What would affect both? A change in Orbit or tilt comes to mind, as does a change in Sea Surface Temps, but would SST’s change both? A change in cloud cover might change both.

What will be interesting to see is as we collect more data, does slope continue to go back up, detecting a natural cycle affecting cooling rates.

In any rate, the data shows Rise and Fall being very consistent over the entire data set, where diff seems to be negatively correlated to temperature increases, when it warms up, it cools a little more overnight. Which makes some sense, and if the heat that’s radiated into space is air warmed over warm ocean waters, which then moves over land, it makes even more sense.

Conclusion:

The world wide surface station measured average daily rising temp and falling temp is 17.465460F/17.465673F for the period of 1950 to 2010, not only is the falling temperatures slightly larger than rising temperatures, 17.4F is only 50%-70% of a typical clear sky temperature swing of 25F to 30F, which can be as large as +40F depending on location and humidity.

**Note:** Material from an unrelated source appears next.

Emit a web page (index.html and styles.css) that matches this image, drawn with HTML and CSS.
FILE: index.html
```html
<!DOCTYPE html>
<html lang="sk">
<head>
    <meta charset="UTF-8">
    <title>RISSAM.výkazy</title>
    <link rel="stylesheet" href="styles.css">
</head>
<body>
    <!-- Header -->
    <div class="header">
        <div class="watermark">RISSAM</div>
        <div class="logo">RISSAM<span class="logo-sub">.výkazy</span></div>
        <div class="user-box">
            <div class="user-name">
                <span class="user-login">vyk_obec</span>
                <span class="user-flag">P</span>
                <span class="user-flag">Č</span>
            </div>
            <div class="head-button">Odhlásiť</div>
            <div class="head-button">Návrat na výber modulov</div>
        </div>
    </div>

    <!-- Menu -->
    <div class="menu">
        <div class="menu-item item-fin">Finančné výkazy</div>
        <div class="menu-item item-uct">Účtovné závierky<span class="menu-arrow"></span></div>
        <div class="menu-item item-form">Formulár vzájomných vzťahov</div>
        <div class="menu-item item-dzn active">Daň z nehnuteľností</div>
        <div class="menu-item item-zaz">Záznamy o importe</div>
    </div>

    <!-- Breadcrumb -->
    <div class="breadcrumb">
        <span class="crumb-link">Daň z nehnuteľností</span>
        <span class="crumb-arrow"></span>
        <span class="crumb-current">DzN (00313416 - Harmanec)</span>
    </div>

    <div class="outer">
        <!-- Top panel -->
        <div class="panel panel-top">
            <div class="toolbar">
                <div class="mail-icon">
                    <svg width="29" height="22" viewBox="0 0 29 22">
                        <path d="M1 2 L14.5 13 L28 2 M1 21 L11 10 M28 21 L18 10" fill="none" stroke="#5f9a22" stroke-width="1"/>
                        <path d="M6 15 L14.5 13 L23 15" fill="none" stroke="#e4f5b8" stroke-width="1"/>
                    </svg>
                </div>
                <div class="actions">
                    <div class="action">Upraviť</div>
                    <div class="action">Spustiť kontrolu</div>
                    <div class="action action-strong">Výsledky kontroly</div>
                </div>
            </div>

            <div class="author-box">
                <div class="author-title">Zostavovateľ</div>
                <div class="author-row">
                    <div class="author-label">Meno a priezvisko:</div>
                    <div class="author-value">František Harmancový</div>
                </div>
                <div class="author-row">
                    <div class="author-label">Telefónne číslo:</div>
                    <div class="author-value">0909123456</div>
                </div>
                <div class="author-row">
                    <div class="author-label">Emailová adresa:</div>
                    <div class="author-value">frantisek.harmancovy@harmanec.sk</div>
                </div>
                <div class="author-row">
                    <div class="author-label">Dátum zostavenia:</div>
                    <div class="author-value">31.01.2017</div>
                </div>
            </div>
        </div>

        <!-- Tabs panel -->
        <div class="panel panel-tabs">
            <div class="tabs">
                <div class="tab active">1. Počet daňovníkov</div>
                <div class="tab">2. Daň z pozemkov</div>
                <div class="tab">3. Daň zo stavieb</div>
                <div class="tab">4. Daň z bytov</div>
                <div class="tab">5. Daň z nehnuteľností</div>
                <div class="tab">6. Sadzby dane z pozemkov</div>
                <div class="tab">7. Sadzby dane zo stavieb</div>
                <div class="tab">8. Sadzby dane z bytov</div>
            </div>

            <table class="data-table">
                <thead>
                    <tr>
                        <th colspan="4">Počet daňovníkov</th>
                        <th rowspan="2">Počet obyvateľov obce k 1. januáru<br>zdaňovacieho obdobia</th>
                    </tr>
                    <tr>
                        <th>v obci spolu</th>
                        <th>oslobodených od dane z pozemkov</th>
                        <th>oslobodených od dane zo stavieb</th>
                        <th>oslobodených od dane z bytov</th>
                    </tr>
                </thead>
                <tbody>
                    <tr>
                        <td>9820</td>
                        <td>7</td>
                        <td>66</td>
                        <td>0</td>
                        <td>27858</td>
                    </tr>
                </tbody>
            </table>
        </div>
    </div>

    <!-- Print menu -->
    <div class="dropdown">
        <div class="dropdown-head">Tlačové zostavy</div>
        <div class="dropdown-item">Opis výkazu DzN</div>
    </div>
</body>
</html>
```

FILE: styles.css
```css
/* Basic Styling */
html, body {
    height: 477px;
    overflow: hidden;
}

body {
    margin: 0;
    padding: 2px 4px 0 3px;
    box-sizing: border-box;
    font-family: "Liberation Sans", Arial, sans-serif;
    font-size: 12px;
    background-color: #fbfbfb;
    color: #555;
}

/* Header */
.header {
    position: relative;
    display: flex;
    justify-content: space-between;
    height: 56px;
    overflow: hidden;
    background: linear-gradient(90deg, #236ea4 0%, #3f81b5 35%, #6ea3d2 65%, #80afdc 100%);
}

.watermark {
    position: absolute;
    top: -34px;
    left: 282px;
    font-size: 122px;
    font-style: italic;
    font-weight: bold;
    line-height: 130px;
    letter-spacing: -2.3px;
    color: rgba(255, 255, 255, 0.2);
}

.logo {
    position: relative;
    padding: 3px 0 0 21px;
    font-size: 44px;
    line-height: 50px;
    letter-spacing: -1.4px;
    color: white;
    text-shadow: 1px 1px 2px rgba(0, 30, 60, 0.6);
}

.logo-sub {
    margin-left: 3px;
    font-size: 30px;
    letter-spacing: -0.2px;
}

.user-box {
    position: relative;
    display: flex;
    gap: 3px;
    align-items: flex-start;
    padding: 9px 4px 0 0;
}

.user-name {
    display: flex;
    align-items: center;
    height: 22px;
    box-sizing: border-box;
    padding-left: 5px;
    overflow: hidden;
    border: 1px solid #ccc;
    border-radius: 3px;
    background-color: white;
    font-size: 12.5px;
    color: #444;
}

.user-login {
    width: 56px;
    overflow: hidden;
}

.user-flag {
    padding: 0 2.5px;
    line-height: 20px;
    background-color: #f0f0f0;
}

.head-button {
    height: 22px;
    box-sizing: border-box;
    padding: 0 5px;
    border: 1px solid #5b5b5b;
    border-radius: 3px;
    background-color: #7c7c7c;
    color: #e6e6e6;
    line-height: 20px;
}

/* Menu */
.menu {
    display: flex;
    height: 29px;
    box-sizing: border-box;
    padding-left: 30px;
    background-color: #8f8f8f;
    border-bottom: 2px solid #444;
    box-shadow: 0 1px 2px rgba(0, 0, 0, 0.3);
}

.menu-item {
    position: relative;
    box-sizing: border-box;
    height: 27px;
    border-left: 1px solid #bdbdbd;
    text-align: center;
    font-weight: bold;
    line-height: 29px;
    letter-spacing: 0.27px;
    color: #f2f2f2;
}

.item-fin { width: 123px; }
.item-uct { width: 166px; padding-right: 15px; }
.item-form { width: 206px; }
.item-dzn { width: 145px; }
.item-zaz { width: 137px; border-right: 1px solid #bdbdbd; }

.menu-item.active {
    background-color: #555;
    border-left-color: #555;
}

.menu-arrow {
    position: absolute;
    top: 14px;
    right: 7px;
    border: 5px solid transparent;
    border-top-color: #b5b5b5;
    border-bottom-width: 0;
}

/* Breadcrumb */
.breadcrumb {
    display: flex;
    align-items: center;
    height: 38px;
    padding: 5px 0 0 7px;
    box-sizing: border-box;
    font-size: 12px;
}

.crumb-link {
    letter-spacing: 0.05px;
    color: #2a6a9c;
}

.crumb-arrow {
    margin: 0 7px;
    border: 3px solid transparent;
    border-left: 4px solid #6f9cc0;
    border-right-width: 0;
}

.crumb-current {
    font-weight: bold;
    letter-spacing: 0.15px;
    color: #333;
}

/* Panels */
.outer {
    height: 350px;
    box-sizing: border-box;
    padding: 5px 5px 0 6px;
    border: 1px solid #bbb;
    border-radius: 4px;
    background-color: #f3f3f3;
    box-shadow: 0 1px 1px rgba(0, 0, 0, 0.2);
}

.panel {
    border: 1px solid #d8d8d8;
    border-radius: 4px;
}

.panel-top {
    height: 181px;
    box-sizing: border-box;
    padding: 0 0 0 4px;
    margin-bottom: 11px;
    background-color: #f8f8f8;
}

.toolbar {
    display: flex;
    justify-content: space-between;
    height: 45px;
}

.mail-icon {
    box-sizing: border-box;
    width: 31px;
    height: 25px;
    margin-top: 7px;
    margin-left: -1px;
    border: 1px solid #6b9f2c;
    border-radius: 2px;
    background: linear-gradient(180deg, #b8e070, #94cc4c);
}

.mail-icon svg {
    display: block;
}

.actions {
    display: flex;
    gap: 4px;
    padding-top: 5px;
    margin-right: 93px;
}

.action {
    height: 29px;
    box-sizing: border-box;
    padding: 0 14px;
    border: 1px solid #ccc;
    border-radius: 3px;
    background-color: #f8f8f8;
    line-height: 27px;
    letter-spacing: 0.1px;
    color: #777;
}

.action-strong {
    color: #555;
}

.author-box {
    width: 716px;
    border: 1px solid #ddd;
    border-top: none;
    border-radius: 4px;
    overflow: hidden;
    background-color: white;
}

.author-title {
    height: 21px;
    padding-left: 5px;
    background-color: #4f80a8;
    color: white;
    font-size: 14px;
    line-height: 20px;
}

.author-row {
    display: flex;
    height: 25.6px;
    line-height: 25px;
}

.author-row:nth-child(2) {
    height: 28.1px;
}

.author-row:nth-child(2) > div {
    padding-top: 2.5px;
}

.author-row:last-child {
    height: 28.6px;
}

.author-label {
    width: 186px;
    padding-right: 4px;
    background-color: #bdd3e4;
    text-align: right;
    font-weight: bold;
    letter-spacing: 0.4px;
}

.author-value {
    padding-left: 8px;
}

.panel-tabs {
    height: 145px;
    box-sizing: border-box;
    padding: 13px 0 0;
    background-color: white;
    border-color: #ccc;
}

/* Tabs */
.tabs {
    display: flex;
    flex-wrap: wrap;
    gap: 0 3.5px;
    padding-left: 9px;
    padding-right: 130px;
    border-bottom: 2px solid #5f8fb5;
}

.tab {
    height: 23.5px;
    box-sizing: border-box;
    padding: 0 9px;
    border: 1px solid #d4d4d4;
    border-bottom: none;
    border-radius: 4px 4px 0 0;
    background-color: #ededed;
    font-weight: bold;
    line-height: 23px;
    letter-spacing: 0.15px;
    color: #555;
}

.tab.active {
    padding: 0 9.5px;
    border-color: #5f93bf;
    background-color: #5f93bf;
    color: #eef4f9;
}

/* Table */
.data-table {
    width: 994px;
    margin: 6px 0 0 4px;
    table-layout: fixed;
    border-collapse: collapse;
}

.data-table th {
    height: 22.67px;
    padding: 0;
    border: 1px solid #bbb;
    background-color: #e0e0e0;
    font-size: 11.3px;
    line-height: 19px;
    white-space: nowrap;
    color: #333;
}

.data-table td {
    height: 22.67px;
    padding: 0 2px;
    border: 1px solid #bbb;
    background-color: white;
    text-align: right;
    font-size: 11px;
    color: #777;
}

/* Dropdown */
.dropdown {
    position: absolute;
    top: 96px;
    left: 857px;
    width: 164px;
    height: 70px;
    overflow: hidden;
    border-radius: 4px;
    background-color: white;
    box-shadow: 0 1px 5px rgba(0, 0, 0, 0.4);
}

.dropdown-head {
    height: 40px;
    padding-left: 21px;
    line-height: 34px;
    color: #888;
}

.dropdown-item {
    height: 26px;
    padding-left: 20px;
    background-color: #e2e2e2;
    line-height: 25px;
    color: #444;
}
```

This shows conclusively that the average night time cooling is not limited by GHG because low humidity clear skies cool far more than the global average. Since recorded Min Max temperatures show no sign of a loss of cooling on a daily basis since at least 1950, even if CO2 has increased the amount of DLR, something else(most likely variability of clouds) is controlling temperatures. This would seem to eliminate CO2 as the main cause of late 20th century warming.